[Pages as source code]
§ §

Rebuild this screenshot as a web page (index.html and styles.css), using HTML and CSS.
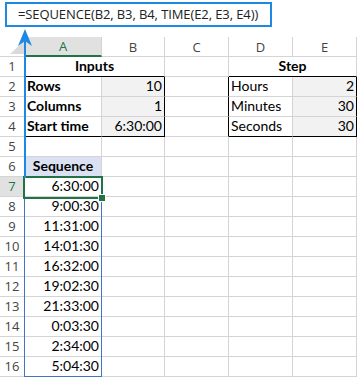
FILE: index.html
```html
<!DOCTYPE html>
<html lang="en">
<head>
    <meta charset="UTF-8">
    <title>SEQUENCE with TIME</title>
    <link rel="stylesheet" href="styles.css">
</head>
<body>
    <div class="sheet">
        <div class="formula-bar">
            <div class="formula">=SEQUENCE(B2, B3, B4, TIME(E2, E3, E4))</div>
        </div>

        <div class="grid">
            <!-- column headers -->
            <div class="c corner">
                <svg width="14" height="13" viewBox="0 0 14 13"><path d="M14 0 L14 13 L0 13 Z" fill="#dadada"/></svg>
            </div>
            <div class="c h active">A</div>
            <div class="c h">B</div>
            <div class="c h">C</div>
            <div class="c h">D</div>
            <div class="c h">E</div>

            <!-- 1 -->
            <div class="c r">1</div>
            <div class="c span2 b ctr bb">Inputs</div>
            <div class="c"></div>
            <div class="c span2 b ctr bb">Step</div>

            <!-- 2 -->
            <div class="c r br">2</div>
            <div class="c b">Rows</div>
            <div class="c num fill br">10</div>
            <div class="c br"></div>
            <div class="c">Hours</div>
            <div class="c num fill br">2</div>

            <!-- 3 -->
            <div class="c r br">3</div>
            <div class="c b">Columns</div>
            <div class="c num fill br">1</div>
            <div class="c br"></div>
            <div class="c">Minutes</div>
            <div class="c num fill br">30</div>

            <!-- 4 -->
            <div class="c r br">4</div>
            <div class="c b bb">Start time</div>
            <div class="c num fill br bb">6:30:00</div>
            <div class="c br"></div>
            <div class="c bb">Seconds</div>
            <div class="c num fill br bb">30</div>

            <!-- 5 -->
            <div class="c r">5</div>
            <div class="c"></div><div class="c"></div><div class="c"></div><div class="c"></div><div class="c"></div>

            <!-- 6 -->
            <div class="c r">6</div>
            <div class="c b ctr seq">Sequence</div>
            <div class="c"></div><div class="c"></div><div class="c"></div><div class="c"></div>

            <!-- 7..16 spill range -->
            <div class="c r active">7</div>
            <div class="c num">6:30:00</div>
            <div class="c"></div><div class="c"></div><div class="c"></div><div class="c"></div>

            <div class="c r">8</div>
            <div class="c num">9:00:30</div>
            <div class="c"></div><div class="c"></div><div class="c"></div><div class="c"></div>

            <div class="c r">9</div>
            <div class="c num">11:31:00</div>
            <div class="c"></div><div class="c"></div><div class="c"></div><div class="c"></div>

            <div class="c r">10</div>
            <div class="c num">14:01:30</div>
            <div class="c"></div><div class="c"></div><div class="c"></div><div class="c"></div>

            <div class="c r">11</div>
            <div class="c num">16:32:00</div>
            <div class="c"></div><div class="c"></div><div class="c"></div><div class="c"></div>

            <div class="c r">12</div>
            <div class="c num">19:02:30</div>
            <div class="c"></div><div class="c"></div><div class="c"></div><div class="c"></div>

            <div class="c r">13</div>
            <div class="c num">21:33:00</div>
            <div class="c"></div><div class="c"></div><div class="c"></div><div class="c"></div>

            <div class="c r">14</div>
            <div class="c num">0:03:30</div>
            <div class="c"></div><div class="c"></div><div class="c"></div><div class="c"></div>

            <div class="c r">15</div>
            <div class="c num">2:34:00</div>
            <div class="c"></div><div class="c"></div><div class="c"></div><div class="c"></div>

            <div class="c r">16</div>
            <div class="c num">5:04:30</div>
            <div class="c"></div><div class="c"></div><div class="c"></div><div class="c"></div>

            <div class="spill"></div>
            <div class="selection"></div>
            <div class="handle"></div>
        </div>

        <svg class="arrow" width="40" height="180" viewBox="0 0 40 180">
            <rect x="24" y="38" width="2" height="140" fill="#1e88e5"/>
            <path d="M25 29 L32 46 L25 41 L18 46 Z" fill="#1e88e5"/>
        </svg>
    </div>
</body>
</html>
```

FILE: styles.css
```css
body {
    margin: 0;
    background: #fff;
}
.sheet {
    position: relative;
    width: 358px;
    height: 378px;
    overflow: hidden;
}
.formula-bar {
    height: 37px;
    padding: 2px 0 0 5px;
    box-sizing: border-box;
}
.formula {
    width: 267px;
    height: 25px;
    box-sizing: border-box;
    border: 2px solid #1e88e5;
    padding: 0 0 1px 11px;
    display: flex;
    align-items: center;
    font-family: "Open Sans", sans-serif;
    font-size: 13px;
    letter-spacing: -0.1px;
    color: #222;
    white-space: nowrap;
}
.grid {
    position: relative;
    display: grid;
    grid-template-columns: 25px 77px 63px 64px 64px 64px;
    grid-auto-rows: 20px;
    font-family: Lato, "Liberation Sans", sans-serif;
    font-size: 14px;
    color: #000;
}
.c {
    box-sizing: border-box;
    border-right: 1px solid #d4d4d4;
    border-bottom: 1px solid #d4d4d4;
    display: flex;
    align-items: flex-end;
    padding: 0 2px 2px 2px;
    white-space: nowrap;
    line-height: 16px;
}
.corner {
    justify-content: flex-end;
    padding: 0 0 2px 0;
}
.h, .r {
    font-family: "Open Sans", sans-serif;
    font-size: 13px;
    color: #444;
    justify-content: center;
}
.h {
    align-items: center;
    padding: 0;
}
.h.active {
    background: #e1e1e1;
    color: #217346;
    border-bottom: 2px solid #217346;
}
.r.active {
    background: #e1e1e1;
    color: #217346;
}
.span2 {
    grid-column: span 2;
}
.b {
    font-weight: bold;
}
.ctr {
    justify-content: center;
}
.num {
    justify-content: flex-end;
}
.fill {
    background: #f2f2f2;
}
.seq {
    background: #d9e1f2;
}
.bb {
    border-bottom-color: #000;
}
.br {
    border-right-color: #000;
}
.spill {
    position: absolute;
    left: 24px;
    top: 139px;
    width: 78px;
    height: 201px;
    box-sizing: border-box;
    border: 1px solid #4472c4;
}
.selection {
    position: absolute;
    left: 23px;
    top: 139px;
    width: 80px;
    height: 23px;
    box-sizing: border-box;
    border: 2px solid #217346;
}
.handle {
    position: absolute;
    left: 99px;
    top: 158px;
    width: 6px;
    height: 6px;
    background: #217346;
    outline: 1px solid #fff;
}
.arrow {
    position: absolute;
    left: 0;
    top: 0;
}
```
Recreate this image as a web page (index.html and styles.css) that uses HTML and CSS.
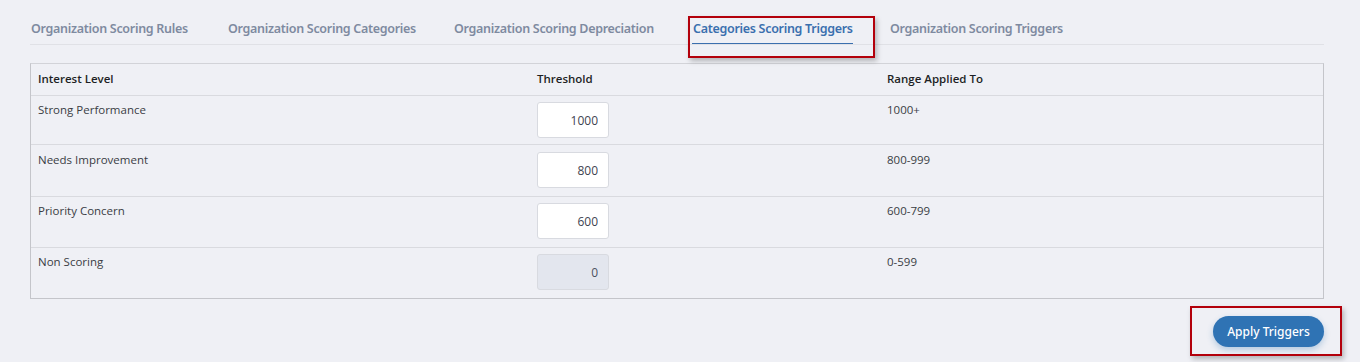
FILE: index.html
```html
<!DOCTYPE html>
<html lang="en">
<head>
<meta charset="utf-8">
<title>Scoring Triggers</title>
<link rel="stylesheet" href="styles.css">
</head>
<body>
<div class="page">
  <nav class="tabs">
    <div class="tab t1">Organization Scoring Rules</div>
    <div class="tab t2">Organization Scoring Categories</div>
    <div class="tab t3">Organization Scoring Depreciation</div>
    <div class="tab t4 active">Categories Scoring Triggers<span class="highlight tab-hl"></span></div>
    <div class="tab t5">Organization Scoring Triggers</div>
  </nav>

  <div class="table">
    <div class="row head">
      <div class="cell">Interest Level</div>
      <div class="cell">Threshold</div>
      <div class="cell">Range Applied To</div>
    </div>
    <div class="row r1">
      <div class="cell">Strong Performance</div>
      <div class="cell"><input class="num" type="text" value="1000"></div>
      <div class="cell">1000+</div>
    </div>
    <div class="row r2">
      <div class="cell">Needs Improvement</div>
      <div class="cell"><input class="num" type="text" value="800"></div>
      <div class="cell">800-999</div>
    </div>
    <div class="row">
      <div class="cell">Priority Concern</div>
      <div class="cell"><input class="num" type="text" value="600"></div>
      <div class="cell">600-799</div>
    </div>
    <div class="row last">
      <div class="cell">Non Scoring</div>
      <div class="cell"><input class="num" type="text" value="0" disabled></div>
      <div class="cell">0-599</div>
    </div>
  </div>

  <div class="actions">
    <button class="btn">Apply Triggers<span class="highlight btn-hl"></span></button>
  </div>
</div>
</body>
</html>
```

FILE: styles.css
```css
* { box-sizing: border-box; }
html, body { margin: 0; padding: 0; }
body {
  background: #eff0f5;
  font-family: "Open Sans", "Liberation Sans", sans-serif;
  width: 1360px;
  height: 362px;
  overflow: hidden;
}
.page {
  padding: 0 36px 0 30px;
}
.tabs {
  display: flex;
  gap: 40px;
  border-bottom: 1px solid #e0e1e6;
  height: 45px;
  padding-left: 1px;
  padding-top: 20px;
}
.tab {
  position: relative;
  flex: none;
  white-space: nowrap;
  font-family: "Noto Sans", sans-serif;
  font-size: 12.5px;
  font-weight: 600;
  color: #7e8aa0;
  letter-spacing: -0.3px;
  height: 24px;
  line-height: 18px;
}
.t1 { width: 157px; }
.t2 { width: 186px; }
.t3 { width: 199px; }
.t4 { width: 157px; }
.t5 { width: 171px; }
.tab.active {
  color: #3a6fae;
}
.tab.active::after {
  content: "";
  position: absolute;
  left: -1px;
  width: 161px;
  bottom: 0;
  border-bottom: 1px solid #3a6fae;
}
.highlight {
  position: absolute;
  border: 2px solid #b3000b;
  box-shadow: 2px 3px 5px rgba(0,0,0,0.25);
  pointer-events: none;
}
.tab-hl {
  left: -5px;
  top: -4px;
  width: 187px;
  height: 42px;
}
.table {
  margin-top: 18px;
  border-top: 1px solid #d2d3d8;
  border-left: 1px solid #c4c5ca;
  border-right: 1px solid #c4c5ca;
  border-bottom: 1px solid #c4c5ca;
}
.row {
  display: grid;
  grid-template-columns: 499px 350px 1fr;
  border-bottom: 1px solid #d9dadf;
  min-height: 51px;
}
.row.head { min-height: 32px; }
.row.r1 { min-height: 49px; }
.row.r2 { min-height: 52px; }
.row.last { border-bottom: none; min-height: 50px; }
.cell {
  padding: 6px 7px;
  font-size: 11.5px;
  color: #3a3d44;
  line-height: 16px;
}
.row.r2 .cell { padding-top: 7px; }
.row.head .cell {
  font-weight: 600;
  color: #1d1f24;
  padding-top: 7px;
}
.num {
  display: block;
  width: 72px;
  height: 36px;
  border: 1px solid #d8dae0;
  border-radius: 3px;
  background: #ffffff;
  text-align: right;
  padding: 0 10px;
  padding-top: 1px;
  font-family: "Open Sans", sans-serif;
  font-size: 12px;
  color: #3d4350;
}
.num:disabled {
  background: #e3e6ee;
  color: #4a5160;
}
.actions {
  display: flex;
  justify-content: flex-end;
  padding-top: 17px;
}
.btn {
  position: relative;
  width: 111px;
  height: 31px;
  border: none;
  border-radius: 16px;
  background: #2f73b4;
  color: #ffffff;
  font-family: "Noto Sans", sans-serif;
  font-size: 12px;
  font-weight: 500;
  box-shadow: 0 3px 6px rgba(47,115,180,0.3);
  padding: 0;
}
.btn-hl {
  left: -23px;
  top: -10px;
  width: 152px;
  height: 50px;
}
```
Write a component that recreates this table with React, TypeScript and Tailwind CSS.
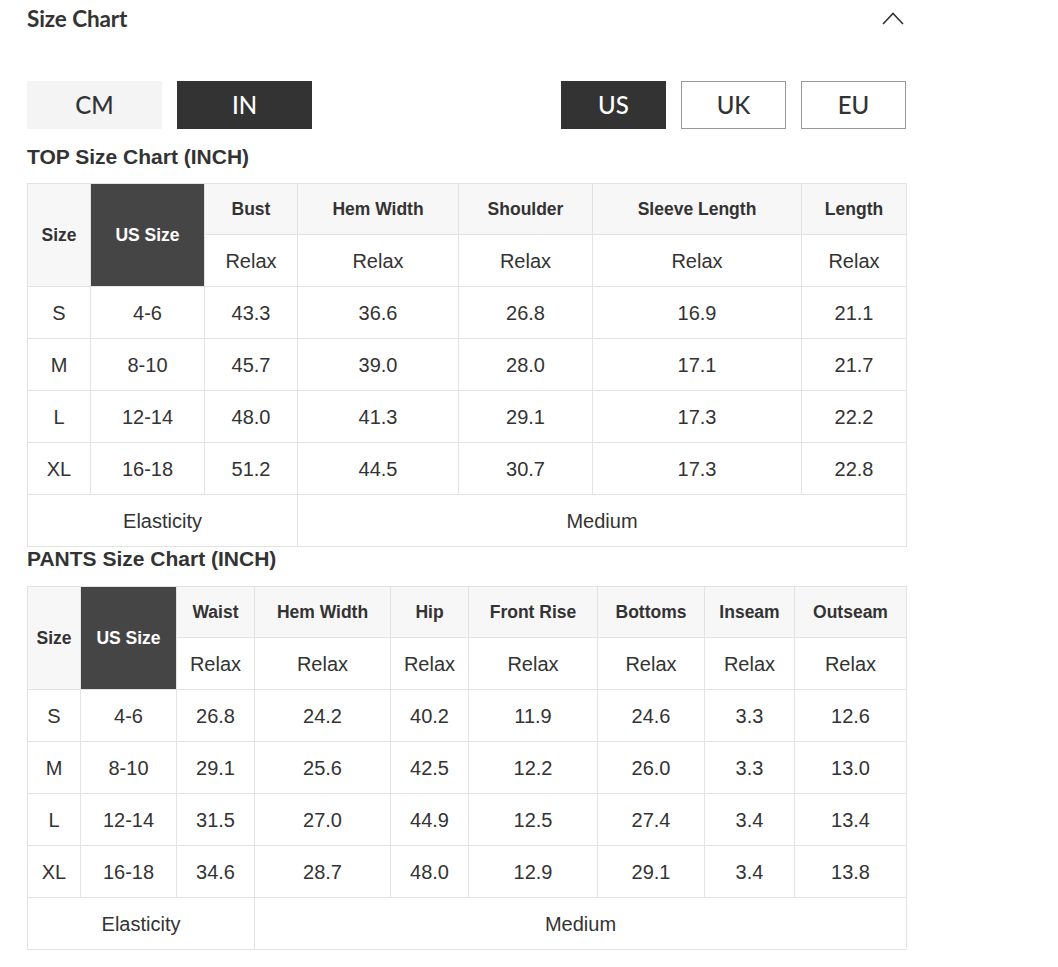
type Chart = {
  title: string;
  cols: string[];
  widths: string[];
  rows: string[][];
};

const top: Chart = {
  title: "TOP Size Chart (INCH)",
  cols: ["Bust", "Hem Width", "Shoulder", "Sleeve Length", "Length"],
  widths: ["w-[63px]", "w-[114px]", "w-[93px]", "w-[161px]", "w-[134px]", "w-[209px]", "w-[105px]"],
  rows: [
    ["S", "4-6", "43.3", "36.6", "26.8", "16.9", "21.1"],
    ["M", "8-10", "45.7", "39.0", "28.0", "17.1", "21.7"],
    ["L", "12-14", "48.0", "41.3", "29.1", "17.3", "22.2"],
    ["XL", "16-18", "51.2", "44.5", "30.7", "17.3", "22.8"],
  ],
};

const pants: Chart = {
  title: "PANTS Size Chart (INCH)",
  cols: ["Waist", "Hem Width", "Hip", "Front Rise", "Bottoms", "Inseam", "Outseam"],
  widths: [
    "w-[53px]",
    "w-[96px]",
    "w-[78px]",
    "w-[136px]",
    "w-[78px]",
    "w-[129px]",
    "w-[107px]",
    "w-[90px]",
    "w-[112px]",
  ],
  rows: [
    ["S", "4-6", "26.8", "24.2", "40.2", "11.9", "24.6", "3.3", "12.6"],
    ["M", "8-10", "29.1", "25.6", "42.5", "12.2", "26.0", "3.3", "13.0"],
    ["L", "12-14", "31.5", "27.0", "44.9", "12.5", "27.4", "3.4", "13.4"],
    ["XL", "16-18", "34.6", "28.7", "48.0", "12.9", "29.1", "3.4", "13.8"],
  ],
};

const cell = "border border-[#e3e3e3] text-center align-middle p-0";
const head = "font-bold text-[17.5px]";

function SizeTable({ chart, gap }: { chart: Chart; gap: string }) {
  return (
    <>
      <h3 className={`text-[21px] font-bold leading-[24px] text-[#333] ${gap}`}>{chart.title}</h3>
      <table className="w-full table-fixed border-collapse text-[#333] text-[20px]">
        <colgroup>
          {chart.widths.map((w, i) => (
            <col key={i} className={w} />
          ))}
        </colgroup>
        <tbody>
          <tr className="h-[51px]">
            <td rowSpan={2} className={`${cell} ${head} bg-[#f7f7f7]`}>
              Size
            </td>
            <td rowSpan={2} className={`${cell} ${head} bg-[#454545] text-white`}>
              US Size
            </td>
            {chart.cols.map((c) => (
              <td key={c} className={`${cell} ${head} bg-[#f7f7f7]`}>
                {c}
              </td>
            ))}
          </tr>
          <tr className="h-[52px]">
            {chart.cols.map((c) => (
              <td key={c} className={cell}>
                Relax
              </td>
            ))}
          </tr>
          {chart.rows.map((r) => (
            <tr key={r[0]} className="h-[52px]">
              {r.map((v, i) => (
                <td key={i} className={cell}>
                  {v}
                </td>
              ))}
            </tr>
          ))}
          <tr className="h-[52px]">
            <td colSpan={3} className={cell}>
              Elasticity
            </td>
            <td colSpan={chart.cols.length - 1} className={cell}>
              Medium
            </td>
          </tr>
        </tbody>
      </table>
    </>
  );
}

export default function App() {
  return (
    <div className="min-h-screen bg-white" style={{ fontFamily: '"Liberation Sans", Arial, sans-serif' }}>
      <div className="w-[879px] ml-[27px] pb-4">
        <div className="h-[38px] flex items-center justify-between">
          <span className="text-[22.5px] font-bold text-[#333] font-['Lato',sans-serif] tracking-[-0.1px]">
            Size Chart
          </span>
          <svg width="22" height="13" viewBox="0 0 22 13" className="mr-[2px] -mt-[1px]" fill="none">
            <polyline points="1,12 11,1.5 21,12" stroke="#333" strokeWidth="1.6" />
          </svg>
        </div>

        <div className="mt-[43px] mb-[16px] flex items-center justify-between font-['Lato',sans-serif] text-[24px] font-medium">
          <div className="flex gap-[15px]">
            <button className="w-[135px] h-[48px] bg-[#f4f4f4] text-[#333]">CM</button>
            <button className="w-[135px] h-[48px] bg-[#333] text-white">IN</button>
          </div>
          <div className="flex gap-[15px]">
            <button className="w-[105px] h-[48px] bg-[#333] text-white">US</button>
            <button className="w-[105px] h-[48px] border border-[#999] text-[#333]">UK</button>
            <button className="w-[105px] h-[48px] border border-[#999] text-[#333]">EU</button>
          </div>
        </div>

        <SizeTable chart={top} gap="mb-[14px]" />
        <SizeTable chart={pants} gap="mb-[15px]" />
      </div>
    </div>
  );
}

§ §

→ **Written instruction**
Say only how many lines in the records carry the word "styles".

→ **Solution to this task**
6